- Pipelines are simple both to use and to develop. A pypiper pipeline is nothing more than a python script. You run it on the command line like you would any other python script. The basic documentation is just a few pages. It should only take you 15 minutes to write your first pipeline.
- Commands check for their targets and only run if the target needs to be created. This provides computational advantages, and also means the pipeline will pick up where it left off in case it needs to be restarted or extended.
- Pypiper uses automatic file locks. This ensures that tasks complete, and pipelines never continue with half-finished analysis. It also ensures that multiple pipeline runs will not interfere with one another – even if the steps are identical and produce the same files.
- Pypiper automatically prints output to screen and also stores it in a log file, so all subprocess output is captured permanently. It also provides copious information on versions, compute host, and easy timestamping.

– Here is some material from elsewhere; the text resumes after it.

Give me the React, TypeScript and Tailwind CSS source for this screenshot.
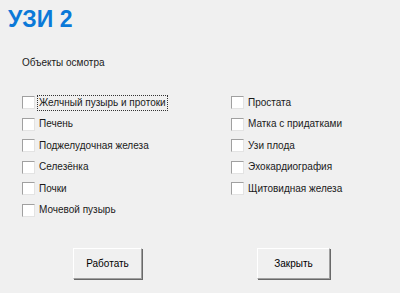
import React, { useState } from "react";

const leftItems = [
  "Желчный пузырь и протоки",
  "Печень",
  "Поджелудочная железа",
  "Селезёнка",
  "Почки",
  "Мочевой пузырь",
];

const rightItems = ["Простата", "Матка с придатками", "Узи плода", "Эхокардиография", "Щитовидная железа"];

function Check({ label, focused }: { label: string; focused?: boolean }) {
  const [checked, setChecked] = useState(false);
  return (
    <label className="flex h-[21.5px] cursor-default items-center" onClick={() => setChecked(!checked)}>
      <span className="flex h-[13px] w-[13px] shrink-0 items-center justify-center border border-t-[#a0a0a0] border-l-[#a0a0a0] border-b-[#e3e3e3] border-r-[#e3e3e3] bg-white">
        {checked ? <span className="text-[10px] leading-none">✓</span> : null}
      </span>
      <span
        className={`ml-[3px] px-[1px] leading-[14px] ${focused ? "outline outline-1 outline-dotted outline-[#333]" : ""}`}
      >
        {label}
      </span>
    </label>
  );
}

function WinButton({ children, className = "" }: { children: React.ReactNode; className?: string }) {
  return (
    <button
      type="button"
      className={`h-[31px] border border-t-white border-l-white border-b-[#a0a0a0] border-r-[#a0a0a0] bg-[#f0f0f0] text-[10px] text-black shadow-[1px_1px_0_#696969] ${className}`}
    >
      {children}
    </button>
  );
}

export default function App() {
  return (
    <div
      className="h-[293px] w-[400px] overflow-hidden bg-[#f0f0f0] text-[10px] text-[#1a1a1a]"
      style={{ fontFamily: '"Liberation Sans", Arial, sans-serif' }}
    >
      <div className="pl-[8px] pt-[6px] text-[23px] font-bold leading-[26px] text-[#0b79d8]">УЗИ 2</div>
      <div className="pl-[22px] pt-[24px] leading-[14px]">Объекты осмотра</div>
      <div className="grid grid-cols-[209px_1fr] pl-[22px] pt-[22px]">
        <div className="flex flex-col">
          {leftItems.map((t, i) => (
            <Check key={t} label={t} focused={i === 0} />
          ))}
        </div>
        <div className="flex flex-col">
          {rightItems.map((t) => (
            <Check key={t} label={t} />
          ))}
        </div>
      </div>
      <div className="flex pl-[73px] pt-[27px]">
        <WinButton className="w-[69px]">Работать</WinButton>
        <WinButton className="ml-[115px] w-[73px]">Закрыть</WinButton>
      </div>
    </div>
  );
}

- Processes are polled for memory use, allowing you to more accurately gauge your future memory requirements.
- Pypiper automatically creates status flag files, so you can summarize the current state (running, failed, or completed) of hundreds of jobs simultaneously.
- Pypiper provides functions to put key-value pairs into an easy-to-parse stats file, making it easy to summarize your pipeline results.
- Pypiper closes pipelines gracefully on interrupt or termination signals, converting the status to failed. By default, a process that returns a nonzero value halts the pipeline, unlike in bash, where by default the pipeline would continue using an incomplete or failed result. This behavior can be overridden as desired with a single parameter.
- If a job is interrupted (with SIGINT or SIGTERM), either from a user or by a cluster resource manager, pypiper will set a dynamic recovery flag. The next time the run is started, it will automatically pick up where it left off. This makes pypiper pipelines automatically pre-emption ready, so they can be immediately deployed on servers where jobs may be pre-empted.